The applicant in affidavit material placed before this Court says that he was covered by professional indemnity insurance with Allianz by policy number 740014392PLP. He says that he has now commenced proceedings against Allianz but he wants an adjournment of these matters so that all issues can be dealt with at the same time. He says that this would be more convenient and would save both time and costs for all concerned. He deposes that he has never given either respondent investment advice or advice outside his professional indemnity insurance policy.
The primary Judge was of the view that as at 19 April it was too late to seek an adjournment to join a third party and that in any case the applicant could pursue that claim later if he wished. It seems, from what the applicant has submitted this morning, that he has now elected to pursue this latter course. In refusing the application for the adjournment his Honour was also influenced by the history of these matters.
The applicant has been given the benefit of multiple adjournments of these trials. The trials were initially set down for hearing in the week commencing 11 August 2003. The applicant requested the respondents' solicitors to adjourn the matters because of his ill-health and suggested that by late September his health may have improved. The respondents consented to this.
The trials were next set down for hearing on 11 and 12 December 2003. Shortly beforehand the applicant again claimed that his health would necessitate an adjournment. His Honour Judge Brabazon QC ordered the adjournment, although with considerable reluctance, expressing reservations as to whether the applicant could in fact travel to Queensland and conduct his trial if given some particular consideration by the trial Judge. That application for an adjournment took place over two days and included the taking of evidence from two doctors. In the end, the adjournment was granted and the matters were next set down for trial in February 2004. The applicant again requested an adjournment which, again, the respondents vigorously contested. After hearing from an alternative cardiologist, his Honour Judge Wylie QC adjourned the matters yet again.
The applicant is a 76 year old retired accountant who, as I have noted, claims to be without assets or funds. He says in his material before us today that he suffers from short-term memory dysfunction as a result of his ill-health. His illness, he claims, has been greatly exacerbated by the respondents' conduct of the litigation. There is nothing in the material before us which establishes that these factors will improve with more time. The applicant has already had the benefit of multiple adjournments. He has had ample opportunity to consider whether or not he should join his insurers as a third party; until recently he has elected not to do so. The learned primary Judge noted that, if he wishes, he can pursue that claim against his insurers later. He has indicated to us today that he is doing that.

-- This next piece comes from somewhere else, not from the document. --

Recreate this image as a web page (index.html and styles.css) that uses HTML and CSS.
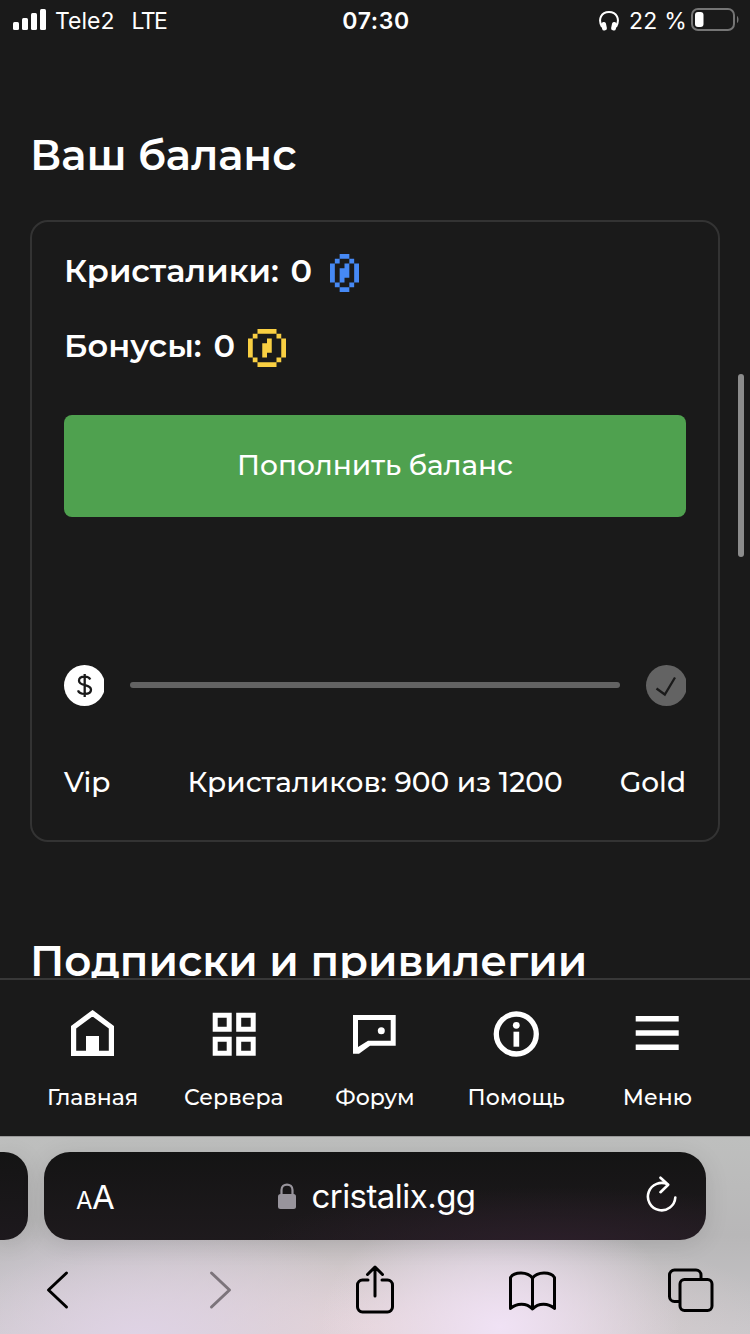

Justice is the paramount consideration in determining whether to grant an adjournment in these circumstances: see Queensland v J L Holdings Pty Ltd (1997) 189 CLR 146, Dawson, Gaudron and McHugh JJ at 655, and Squire v Rogers (1979) 27 ALR 330 at 337.
After considering all these circumstances, I am certainly not persuaded that the exercise of discretion by the learned primary Judge in refusing to grant the adjournment in each of these cases was so unjust as to warrant the granting of leave to appeal. Indeed, it seems to have been the most sensible course.
In each case, I would refuse the applications for leave to appeal with costs to be assessed.
WILLIAMS JA: Each application is for leave to appeal against the refusal of an adjournment of a trial. The orders were made in the exercise of a judicial discretion. Some of the issues relevant to an appeal against an adjournment order were mentioned by Justice Deane in Squire v Rogers (1979) 27 ALR 330 at 337. In my view, no basis has been established for granting leave in either of these cases. Each application should be refused with costs.
MULLINS J: I agree.
THE PRESIDENT: That is the order of the Court.